It is more common for modern mountainbikers to use adjustable, or dropper posts, rather than suspension posts, both on hardtail and full suspension bikes.
The difference is that a dropper post's length can be dynamically varied with a lever press, but without pressing it there is no spring action what so ever. This way, the rider's center of gravity can be lowered on rough and steep descents, but pedaling efficiency can be returned back whenever needed at the post's full extension.
In contrast, a suspension post has a fixed length and saddle position oscillating around that length with help of a spring of some sort. It is typically used for comfort riding or touring long distances on rough roads.

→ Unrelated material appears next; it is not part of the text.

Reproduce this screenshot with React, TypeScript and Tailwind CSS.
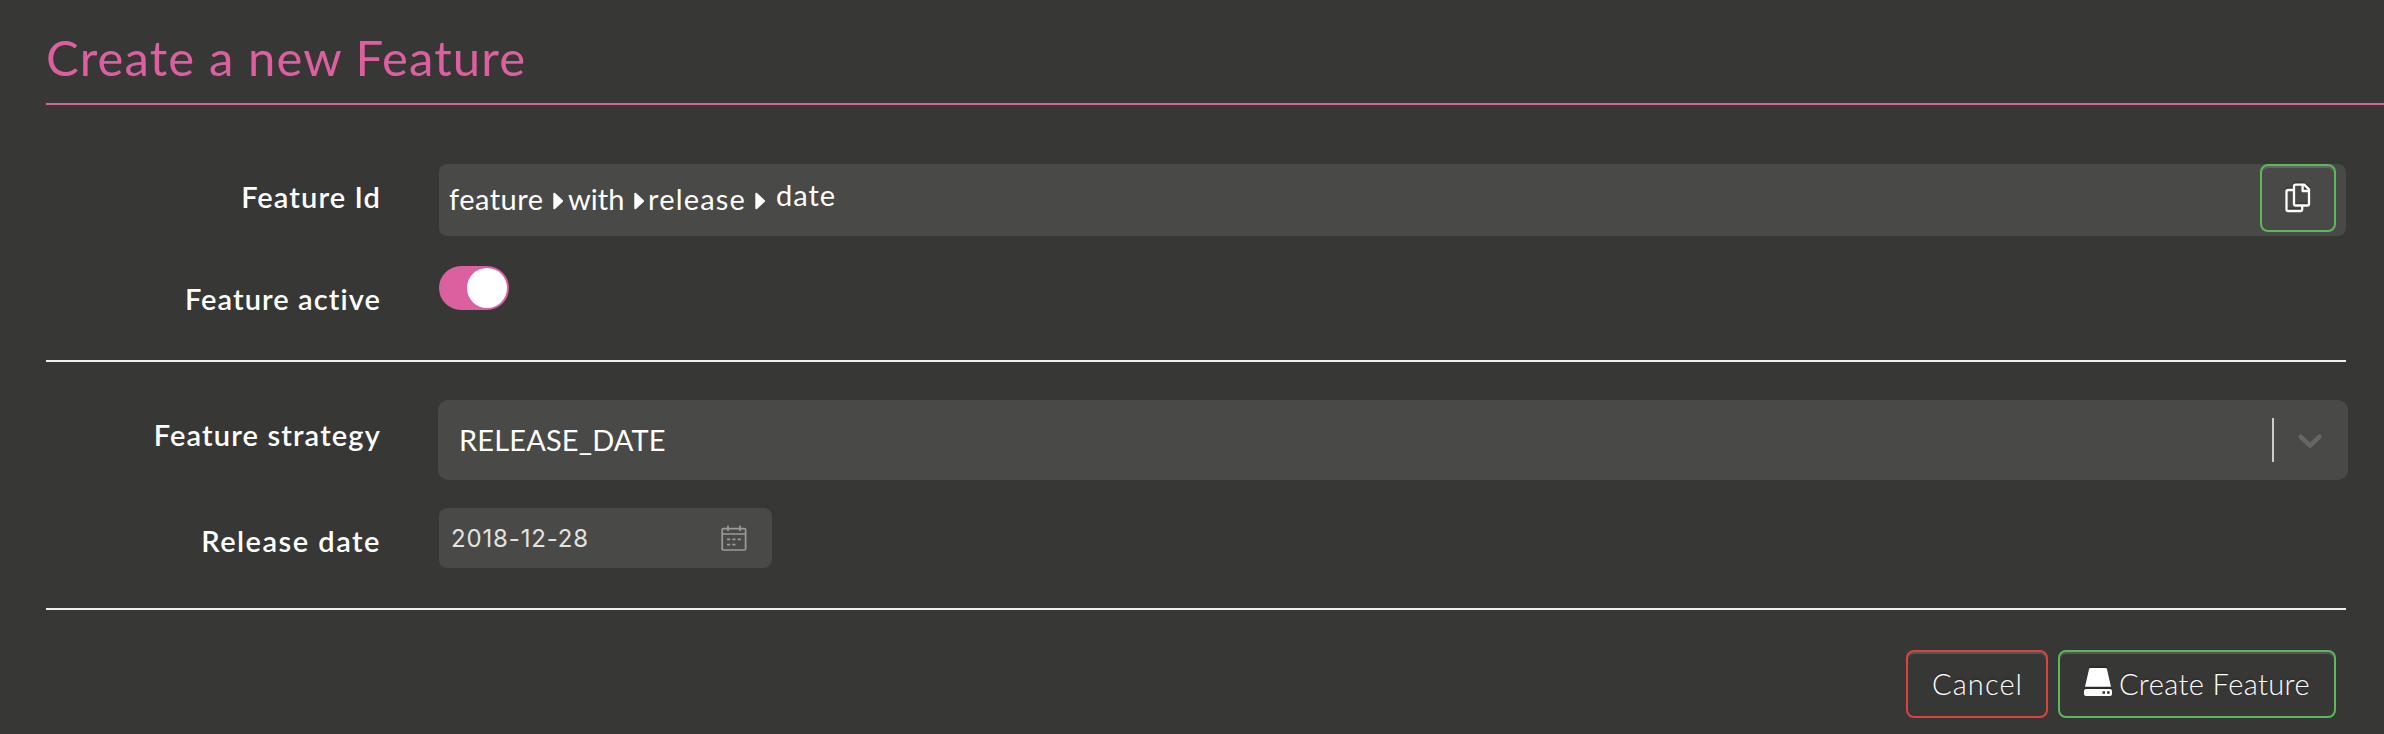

No modern high-grade modern mountain bike known to me comes with a suspension post, but a lot come with a dropper post.
Is it worth the money
It is only for you to decide.
does it improve the ride quality?
Having a bit of something to smooth road chatter is always welcome. Think about the trade-offs however: higher weight, higher cost, need for maintenance, and occasional return spring action smashing the saddle into your crotch (a spring saves kinetic energy only to give it back later). For mountain biking, where road chatter is not an issue, I would always prefer a dropper or even a classic rigid seat post to a suspension post. For a 100+km gravel road ride, I would go with a suspension post.
I want also to add that a suspension post is likely redundant on a full suspension MTB because there already is a spring at the rear of the bike that should provide similar, if not that pronounced, effect. For hardtails, modern frame designs attempt to build limited amount of flex into rear parts of frames (seatstays) to fulfill the same purpose of filtering out the road chatter getting to the saddle.